[start Records shown]
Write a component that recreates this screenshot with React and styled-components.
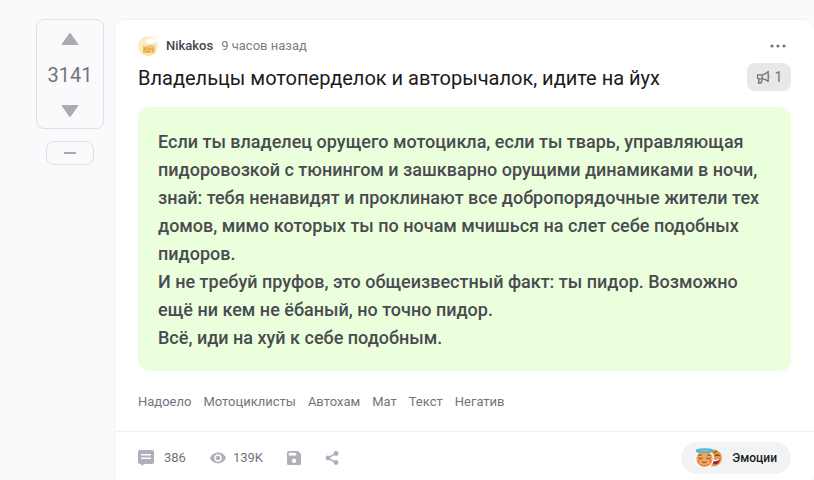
[end Records shown]
[start Records shown]
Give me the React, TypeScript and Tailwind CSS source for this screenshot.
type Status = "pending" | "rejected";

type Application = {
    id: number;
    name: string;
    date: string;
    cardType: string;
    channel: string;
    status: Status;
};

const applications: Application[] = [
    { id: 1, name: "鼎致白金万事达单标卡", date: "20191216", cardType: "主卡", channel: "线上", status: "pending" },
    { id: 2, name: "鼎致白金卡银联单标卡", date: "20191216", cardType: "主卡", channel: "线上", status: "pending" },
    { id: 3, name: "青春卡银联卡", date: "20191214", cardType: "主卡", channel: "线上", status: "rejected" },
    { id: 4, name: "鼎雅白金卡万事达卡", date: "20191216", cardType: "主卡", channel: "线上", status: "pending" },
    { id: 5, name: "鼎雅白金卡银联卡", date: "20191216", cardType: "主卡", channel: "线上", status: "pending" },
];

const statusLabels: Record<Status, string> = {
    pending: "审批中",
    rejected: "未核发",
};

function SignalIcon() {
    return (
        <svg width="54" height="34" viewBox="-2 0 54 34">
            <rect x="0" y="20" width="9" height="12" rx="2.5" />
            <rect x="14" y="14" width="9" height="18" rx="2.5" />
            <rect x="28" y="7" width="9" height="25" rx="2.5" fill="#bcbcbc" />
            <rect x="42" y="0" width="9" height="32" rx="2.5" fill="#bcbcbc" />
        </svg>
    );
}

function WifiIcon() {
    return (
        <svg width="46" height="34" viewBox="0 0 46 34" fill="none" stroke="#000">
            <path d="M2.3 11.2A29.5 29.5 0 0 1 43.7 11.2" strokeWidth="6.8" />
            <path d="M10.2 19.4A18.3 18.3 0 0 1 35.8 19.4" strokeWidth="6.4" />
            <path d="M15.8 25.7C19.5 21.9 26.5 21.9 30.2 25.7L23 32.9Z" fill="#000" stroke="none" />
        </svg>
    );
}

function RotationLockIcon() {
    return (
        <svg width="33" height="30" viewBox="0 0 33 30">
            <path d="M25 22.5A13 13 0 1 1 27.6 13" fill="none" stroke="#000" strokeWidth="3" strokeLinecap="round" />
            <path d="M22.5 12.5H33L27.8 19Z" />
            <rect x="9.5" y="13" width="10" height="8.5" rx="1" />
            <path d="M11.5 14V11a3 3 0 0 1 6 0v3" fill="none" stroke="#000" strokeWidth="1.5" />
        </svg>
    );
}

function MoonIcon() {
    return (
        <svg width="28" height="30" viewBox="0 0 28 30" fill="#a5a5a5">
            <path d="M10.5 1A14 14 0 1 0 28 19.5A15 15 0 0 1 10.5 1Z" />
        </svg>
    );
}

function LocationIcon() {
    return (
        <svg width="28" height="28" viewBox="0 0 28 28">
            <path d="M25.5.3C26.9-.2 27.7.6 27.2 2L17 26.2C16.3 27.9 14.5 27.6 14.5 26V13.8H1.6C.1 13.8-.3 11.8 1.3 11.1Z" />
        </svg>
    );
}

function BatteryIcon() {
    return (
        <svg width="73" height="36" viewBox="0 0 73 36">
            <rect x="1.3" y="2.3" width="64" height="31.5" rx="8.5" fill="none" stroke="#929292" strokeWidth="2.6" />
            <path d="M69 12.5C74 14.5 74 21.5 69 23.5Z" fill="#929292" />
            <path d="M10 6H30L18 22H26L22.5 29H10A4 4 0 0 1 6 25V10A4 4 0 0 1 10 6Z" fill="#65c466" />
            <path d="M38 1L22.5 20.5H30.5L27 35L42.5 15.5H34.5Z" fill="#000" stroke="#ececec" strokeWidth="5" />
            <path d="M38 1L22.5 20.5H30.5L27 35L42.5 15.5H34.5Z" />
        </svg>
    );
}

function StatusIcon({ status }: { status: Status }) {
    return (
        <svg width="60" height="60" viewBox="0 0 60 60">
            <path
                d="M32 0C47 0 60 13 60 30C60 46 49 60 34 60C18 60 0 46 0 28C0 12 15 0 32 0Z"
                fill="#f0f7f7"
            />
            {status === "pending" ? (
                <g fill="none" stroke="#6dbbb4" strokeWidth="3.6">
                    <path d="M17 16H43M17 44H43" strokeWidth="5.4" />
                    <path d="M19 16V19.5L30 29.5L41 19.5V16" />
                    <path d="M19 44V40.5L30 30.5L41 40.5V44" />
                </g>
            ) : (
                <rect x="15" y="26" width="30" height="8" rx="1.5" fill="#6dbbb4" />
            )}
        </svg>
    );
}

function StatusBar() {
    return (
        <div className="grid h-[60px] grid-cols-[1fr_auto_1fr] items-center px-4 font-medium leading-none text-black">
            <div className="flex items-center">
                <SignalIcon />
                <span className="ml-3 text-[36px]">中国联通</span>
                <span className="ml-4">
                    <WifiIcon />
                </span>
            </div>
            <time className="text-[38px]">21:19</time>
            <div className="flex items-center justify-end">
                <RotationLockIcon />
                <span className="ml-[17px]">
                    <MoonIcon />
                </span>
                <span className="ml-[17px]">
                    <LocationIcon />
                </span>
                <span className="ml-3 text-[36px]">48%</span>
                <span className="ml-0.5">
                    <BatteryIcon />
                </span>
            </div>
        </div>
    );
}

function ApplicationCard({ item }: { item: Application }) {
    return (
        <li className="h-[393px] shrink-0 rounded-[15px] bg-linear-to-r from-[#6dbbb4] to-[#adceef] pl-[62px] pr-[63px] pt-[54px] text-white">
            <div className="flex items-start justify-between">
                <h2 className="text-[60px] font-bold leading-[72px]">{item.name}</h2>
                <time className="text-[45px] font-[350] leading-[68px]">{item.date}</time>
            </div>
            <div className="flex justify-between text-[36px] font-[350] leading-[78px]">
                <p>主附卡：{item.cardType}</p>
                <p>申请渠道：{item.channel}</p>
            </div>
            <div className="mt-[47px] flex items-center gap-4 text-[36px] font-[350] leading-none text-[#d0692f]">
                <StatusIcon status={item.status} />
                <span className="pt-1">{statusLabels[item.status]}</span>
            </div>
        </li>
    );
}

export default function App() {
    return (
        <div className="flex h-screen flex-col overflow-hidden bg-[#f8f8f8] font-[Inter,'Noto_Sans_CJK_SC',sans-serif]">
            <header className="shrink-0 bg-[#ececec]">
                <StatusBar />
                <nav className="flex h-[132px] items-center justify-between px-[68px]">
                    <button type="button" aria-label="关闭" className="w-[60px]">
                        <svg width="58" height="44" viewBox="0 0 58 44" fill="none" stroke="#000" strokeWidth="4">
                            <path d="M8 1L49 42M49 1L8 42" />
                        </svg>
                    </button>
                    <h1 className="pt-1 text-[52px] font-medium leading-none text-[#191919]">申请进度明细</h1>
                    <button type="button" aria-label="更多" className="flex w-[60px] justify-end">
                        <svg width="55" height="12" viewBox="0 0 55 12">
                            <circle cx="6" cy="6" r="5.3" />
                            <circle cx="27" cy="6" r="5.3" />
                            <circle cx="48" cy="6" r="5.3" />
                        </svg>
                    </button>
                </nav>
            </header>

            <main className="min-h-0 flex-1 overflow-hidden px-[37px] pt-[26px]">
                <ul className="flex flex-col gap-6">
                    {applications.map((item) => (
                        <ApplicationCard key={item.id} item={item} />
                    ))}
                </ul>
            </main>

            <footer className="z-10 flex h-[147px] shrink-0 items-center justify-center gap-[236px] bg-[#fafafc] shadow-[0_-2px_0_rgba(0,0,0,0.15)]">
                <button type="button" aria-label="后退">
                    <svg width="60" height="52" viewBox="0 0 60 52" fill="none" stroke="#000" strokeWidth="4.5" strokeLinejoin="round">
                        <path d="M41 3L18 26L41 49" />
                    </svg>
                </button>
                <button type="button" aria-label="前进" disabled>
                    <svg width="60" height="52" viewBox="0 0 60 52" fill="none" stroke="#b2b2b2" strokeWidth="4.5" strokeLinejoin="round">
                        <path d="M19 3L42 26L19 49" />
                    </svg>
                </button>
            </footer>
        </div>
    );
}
[end Records shown]
== Stated problem ==
State the number of lines that contain the string "React", with no other words.

== Response to the task ==
2